Carlson v. Waddle

392 N.W.2d 777 | Neb. | 1986

392 N.W.2d 777 (1986)
223 Neb. 671

Janet Marie CARLSON, Appellant,
v.
Morris F. WADDLE, Appellee.

No. 85-517.

Supreme Court of Nebraska.

August 22, 1986.

*778 John W. Steele of Schumacher & Gilroy, Omaha, for appellant.

Simon Lantzy of Lantzy & Parsons, Falls City, for appellee.

KRIVOSHA, C.J., and BOSLAUGH, WHITE, HASTINGS, CAPORALE, SHANAHAN, and GRANT, JJ.

BOSLAUGH, Justice.

The plaintiff, Janet Marie Carlson, was a guest passenger in an automobile operated by the defendant, Morris F. Waddle, on March 8, 1984, when the automobile left Highway 43 near the Firth corner and struck a guardrail. The automobile eventually landed on its left side. The plaintiff was severely injured in the accident and brought this action to recover damages for her injuries.

After the case was at issue, the defendant moved for summary judgment. The motion was heard upon the pleadings and depositions. The plaintiff offered no evidence in resistance to the motion. The trial court sustained the motion and entered judgment in favor of the defendant. The plaintiff has now appealed.

Since the plaintiff is a daughter of the defendant, the guest statute, Neb.Rev.Stat. § 39-6, 191 (Reissue 1984), is applicable.
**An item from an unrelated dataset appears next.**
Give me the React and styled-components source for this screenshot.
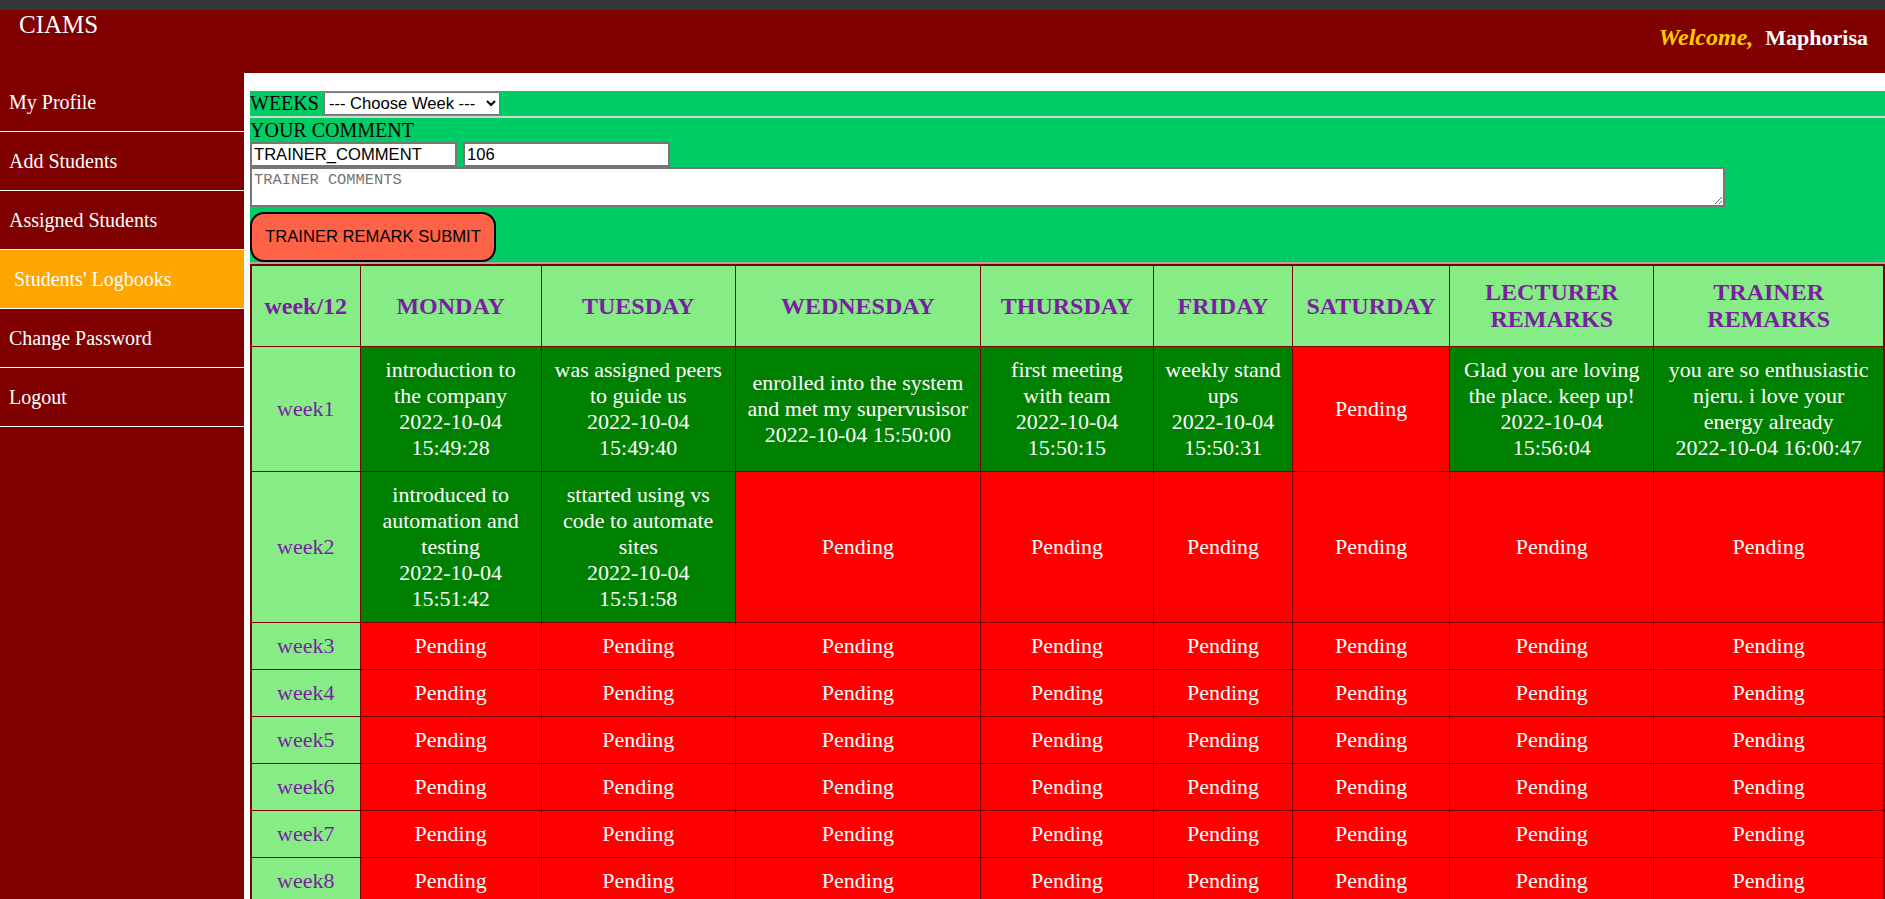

Under the guest statute the defendant is not liable to the plaintiff unless the accident was caused by the defendant's being under the influence of intoxicating liquor or by his gross negligence.

The amended petition, filed February 25, 1985, alleged that the proximate cause of the accident was the gross negligence of the defendant in the following particulars:

a. In failing to properly maintain the vehicle;
b. In failing to keep a proper lookout;
c. In failing to maintain reasonable control of the vehicle; and
d. In failing to take corrective or preventive action when he experienced difficulty in controlling the vehicle.

Summary judgment should be granted to the moving party where there is no genuine issue as to any material fact or as to the ultimate inferences to be drawn therefrom and the moving party is entitled to judgment as a matter of law. Mayer v. Howard, 220 Neb. 328, 370 N.W.2d 93 (1985).

In considering a motion for summary judgment, the evidence is to be viewed most favorably to the party against whom the motion is directed, giving to that party the benefit of all the favorable inferences which may reasonably be drawn from the evidence. Gall v. Great Western Sugar Co., 219 Neb. 354, 363 N.W.2d 373 (1985).

*779 The party moving for summary judgment has the burden of showing that no genuine issue as to any material fact exists; that party must therefore produce enough evidence to demonstrate his entitlement to a judgment if the evidence remains uncontroverted, after which the burden of producing contrary evidence shifts to the party opposing the motion. Gall v. Great Western Sugar Co., supra.

The accident happened on the morning of March 8, 1984, while the defendant was driving from Falls City, Nebraska, to Lincoln, Nebraska, in his 1981 Buick Skylark automobile. At the time of the accident the plaintiff was asleep. The only evidence as to how the accident happened is the testimony of the defendant.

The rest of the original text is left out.